La cultura de la cancelación

Carlos Hornelas
carlos.hornelas@gmail.com

Maureen Lipman, comediante británica, ha expresado su temor porque la llamada “cultura de cancelación” termine con la forma de hacer humor en la actualidad, al menos en su país.

Desde hace algunos años, en las redes sociales virtuales, algunos usuarios preocupados por el buen gusto, las buenas costumbres y la moral, han iniciado una cruzada en contra de quienes, al expresarse, puedan ofender a terceros con sus opiniones o comentarios y para los cuales promueven su exclusión del universo mediático, llamando a no leer, escuchar, ver o consumir su contenido, o a tratar de evitar a toda costa que continúen con sus publicaciones “nefastas”.

Esta nueva inquisición de los contenidos de internet pretende cancelar todo cuanto estima pernicioso u ofensivo en alguna forma en contra de terceros. A partir de que seleccionan un blanco específico, promueven el rechazo social hacia los autores de publicaciones y los boicotean profesionalmente.

Este moderno tribunal no admite pruebas en descargo de nadie y sus sentencias son inatacables, al grado de haber acabado con carreras de actores, actrices y músicos, entre otras celebridades.

El humor, que en muchos casos recurre a la ridiculización de personas, temas, situaciones o cuanto cae en sus manos, es una forma de lidiar con ciertos temas que, por ejemplo, nos ayudan a sobrellevar algunas desgracias o funcionan como válvula de escape.

Recuerdo algunos programas de Héctor Suárez, por ejemplo, en el que el abuso de los personajes y lo indignante de sus conductas nos llamaban a la risa y luego a la reflexión.

Los mexicanos nos reímos de la muerte y desde el nacimiento de la imprenta los caricaturistas y los géneros burlescos retratan los excesos del poder como si se tratara de fábulas que nos divierten, pero que también nos llaman la atención sobre aspectos que de otra manera no podrían resultar tan pedagógicamente compartidos.

¿Cuál es el límite para el humor?, ¿puede uno hacer chistes sobre las minorías, los discapacitados, ciertos cultos o religiones, razas, mujeres, funcionarios, hombres, transexuales?, ¿debe uno hacerlo?, ¿es apropiado?

La moderna cultura de la cancelación ya ha respondido todas estas cuestiones y ha resuelto que, ante la duda sobre publicar algo que pueda resultar ofensivo a cualquier persona y no hacerlo, es mejor esto último.

No obstante, ¿cómo puede uno saber lo que potencialmente es ofensivo para los demás? ¿es acaso suficiente el sentido común?, ¿cierta ética?

La cultura de la cancelación se arroga a sí misma la autoridad suprema de decidir qué es bueno y qué es malo porque de principio parte de la premisa de que el público no tiene ni el criterio, ni los elementos de juicio, ni la estatura moral, ni el conocimiento de saber la diferencia: su labor de pastoreo es indicarle el buen camino a las legiones de idiotas que no pueden discriminar estas situaciones por su estrechez de miras o su supina ignorancia.

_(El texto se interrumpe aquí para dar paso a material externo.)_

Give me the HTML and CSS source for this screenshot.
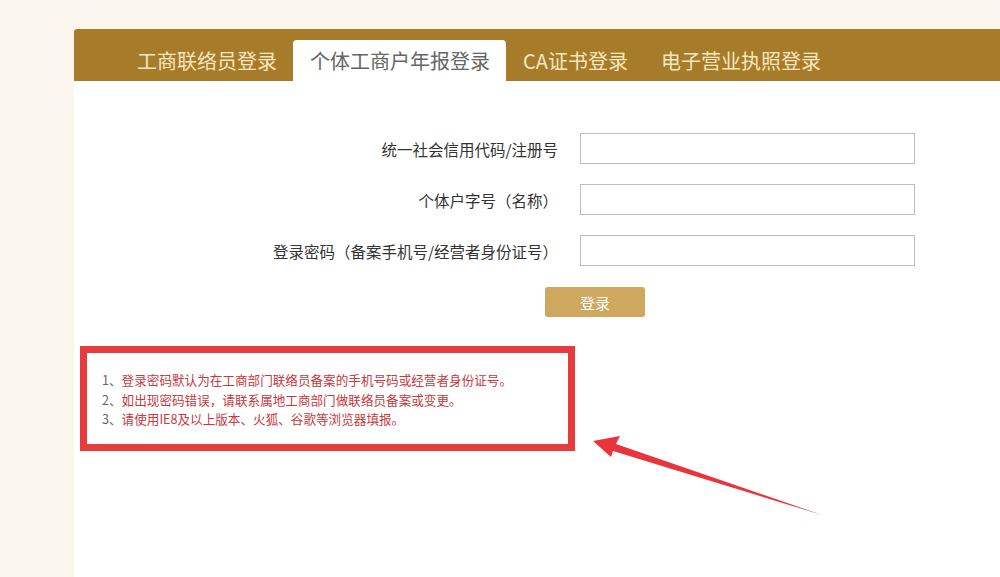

Ellos son moralmente superiores y por ello dirigen a los demás.

En segundo lugar, pretenden ser la voz de quienes se dicen representar y a nombre de quienes hablan, como si aquellos no tuvieran voz, medios para expresarse o carecieran del talento o conocimiento para hacerlo. Ven a sus representados como el rebaño que tienen que cuidar para que no se salgan del corral.

La libertad de expresión es la libertad del pensamiento y si hay quienes abusen de ella que sean responsables de las consecuencias de lo que publican, pero que la cultura de la cancelación no nos prive de hacer nuestros juicios por nosotros mismos. Quien requiere que le digan qué pensar no puede ser libre.